DIRECTIONS.
Repeat the material below exactly, with no pictures.

─── GIVEN INFORMATION ───

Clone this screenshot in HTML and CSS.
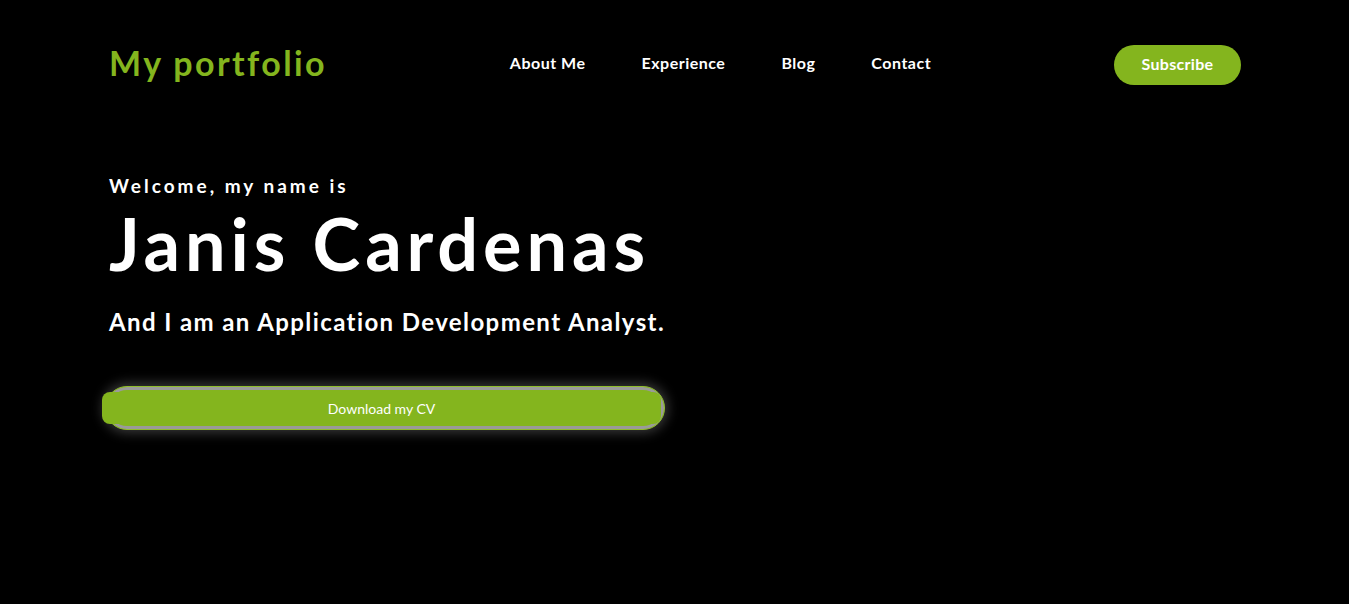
FILE: index.html
```html
<!DOCTYPE html>
<html lang="en">
<head>
<meta charset="utf-8">
<title>My portfolio</title>
<link rel="stylesheet" href="styles.css">
</head>
<body>
<div class="page">
  <header class="header">
    <div class="logo">My portfolio</div>
    <nav class="nav">
      <a href="#">About Me</a>
      <a href="#">Experience</a>
      <a href="#">Blog</a>
      <a href="#">Contact</a>
    </nav>
    <a class="subscribe" href="#">Subscribe</a>
  </header>
  <section class="hero">
    <p class="welcome">Welcome, my name is</p>
    <h1 class="name">Janis Cardenas</h1>
    <p class="role">And I am an Application Development Analyst.</p>
    <div class="cv-wrap">
      <div class="cv-inner">Download my CV</div>
    </div>
  </section>
</div>
</body>
</html>
```
FILE: styles.css
```css
* { box-sizing: border-box; }
html, body { margin: 0; padding: 0; background: #000; }
body {
  font-family: Lato, "Noto Sans", sans-serif;
  font-variant-ligatures: none;
  color: #fff;
  height: 604px;
  overflow: hidden;
}
.page { padding: 0 108px 0 109px; }
.header {
  height: 128px;
  display: flex;
  align-items: center;
  justify-content: space-between;
}
.logo {
  color: #84b51e;
  font-size: 34px;
  font-weight: 700;
  letter-spacing: 2.4px;
  margin-top: -4px;
}
.nav { display: flex; gap: 56px; margin-top: -4px; }
.nav a {
  color: #fff;
  text-decoration: none;
  font-weight: 700;
  font-size: 16px;
  letter-spacing: 0.5px;
}
.subscribe {
  background: #84b51e;
  color: #fff;
  text-decoration: none;
  font-weight: 700;
  font-size: 16px;
  letter-spacing: 0.3px;
  height: 40px;
  width: 127px;
  border-radius: 20px;
  display: flex;
  align-items: center;
  justify-content: center;
  margin-top: 2px;
  padding-bottom: 3px;
}
.hero { padding-top: 44px; }
.welcome {
  margin: 0;
  font-size: 19px;
  font-weight: 700;
  letter-spacing: 3px;
  line-height: 28px;
}
.name {
  margin: 0;
  font-size: 72px;
  font-weight: 700;
  line-height: 86px;
  letter-spacing: 4.9px;
}
.role {
  margin: 21px 0 0;
  font-size: 24px;
  font-weight: 700;
  line-height: 30px;
  letter-spacing: 1.4px;
}
.cv-wrap {
  margin-top: 49px;
  margin-left: -4px;
  width: 560px;
  height: 44px;
  border: 1px solid #8fbd2c;
  border-radius: 22px;
  box-shadow: 0 0 12px 3px rgba(255,255,255,0.22), inset 0 0 0 3px #9a9a9a;
  background: #84b51e;
  display: flex;
  align-items: center;
}
.cv-inner {
  margin-left: -4px;
  width: 559px;
  height: 32px;
  border-radius: 8px;
  background: #84b51e;
  font-size: 14px;
  display: flex;
  align-items: center;
  justify-content: center;
}
```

───

WRITTEN SOLUTION.
Clone this screenshot in HTML and CSS.
FILE: index.html
```html
<!DOCTYPE html>
<html lang="en">
<head>
<meta charset="utf-8">
<title>My portfolio</title>
<link rel="stylesheet" href="styles.css">
</head>
<body>
<div class="page">
  <header class="header">
    <div class="logo">My portfolio</div>
    <nav class="nav">
      <a href="#">About Me</a>
      <a href="#">Experience</a>
      <a href="#">Blog</a>
      <a href="#">Contact</a>
    </nav>
    <a class="subscribe" href="#">Subscribe</a>
  </header>
  <section class="hero">
    <p class="welcome">Welcome, my name is</p>
    <h1 class="name">Janis Cardenas</h1>
    <p class="role">And I am an Application Development Analyst.</p>
    <div class="cv-wrap">
      <div class="cv-inner">Download my CV</div>
    </div>
  </section>
</div>
</body>
</html>
```
FILE: styles.css
```css
* { box-sizing: border-box; }
html, body { margin: 0; padding: 0; background: #000; }
body {
  font-family: Lato, "Noto Sans", sans-serif;
  font-variant-ligatures: none;
  color: #fff;
  height: 604px;
  overflow: hidden;
}
.page { padding: 0 108px 0 109px; }
.header {
  height: 128px;
  display: flex;
  align-items: center;
  justify-content: space-between;
}
.logo {
  color: #84b51e;
  font-size: 34px;
  font-weight: 700;
  letter-spacing: 2.4px;
  margin-top: -4px;
}
.nav { display: flex; gap: 56px; margin-top: -4px; }
.nav a {
  color: #fff;
  text-decoration: none;
  font-weight: 700;
  font-size: 16px;
  letter-spacing: 0.5px;
}
.subscribe {
  background: #84b51e;
  color: #fff;
  text-decoration: none;
  font-weight: 700;
  font-size: 16px;
  letter-spacing: 0.3px;
  height: 40px;
  width: 127px;
  border-radius: 20px;
  display: flex;
  align-items: center;
  justify-content: center;
  margin-top: 2px;
  padding-bottom: 3px;
}
.hero { padding-top: 44px; }
.welcome {
  margin: 0;
  font-size: 19px;
  font-weight: 700;
  letter-spacing: 3px;
  line-height: 28px;
}
.name {
  margin: 0;
  font-size: 72px;
  font-weight: 700;
  line-height: 86px;
  letter-spacing: 4.9px;
}
.role {
  margin: 21px 0 0;
  font-size: 24px;
  font-weight: 700;
  line-height: 30px;
  letter-spacing: 1.4px;
}
.cv-wrap {
  margin-top: 49px;
  margin-left: -4px;
  width: 560px;
  height: 44px;
  border: 1px solid #8fbd2c;
  border-radius: 22px;
  box-shadow: 0 0 12px 3px rgba(255,255,255,0.22), inset 0 0 0 3px #9a9a9a;
  background: #84b51e;
  display: flex;
  align-items: center;
}
.cv-inner {
  margin-left: -4px;
  width: 559px;
  height: 32px;
  border-radius: 8px;
  background: #84b51e;
  font-size: 14px;
  display: flex;
  align-items: center;
  justify-content: center;
}
```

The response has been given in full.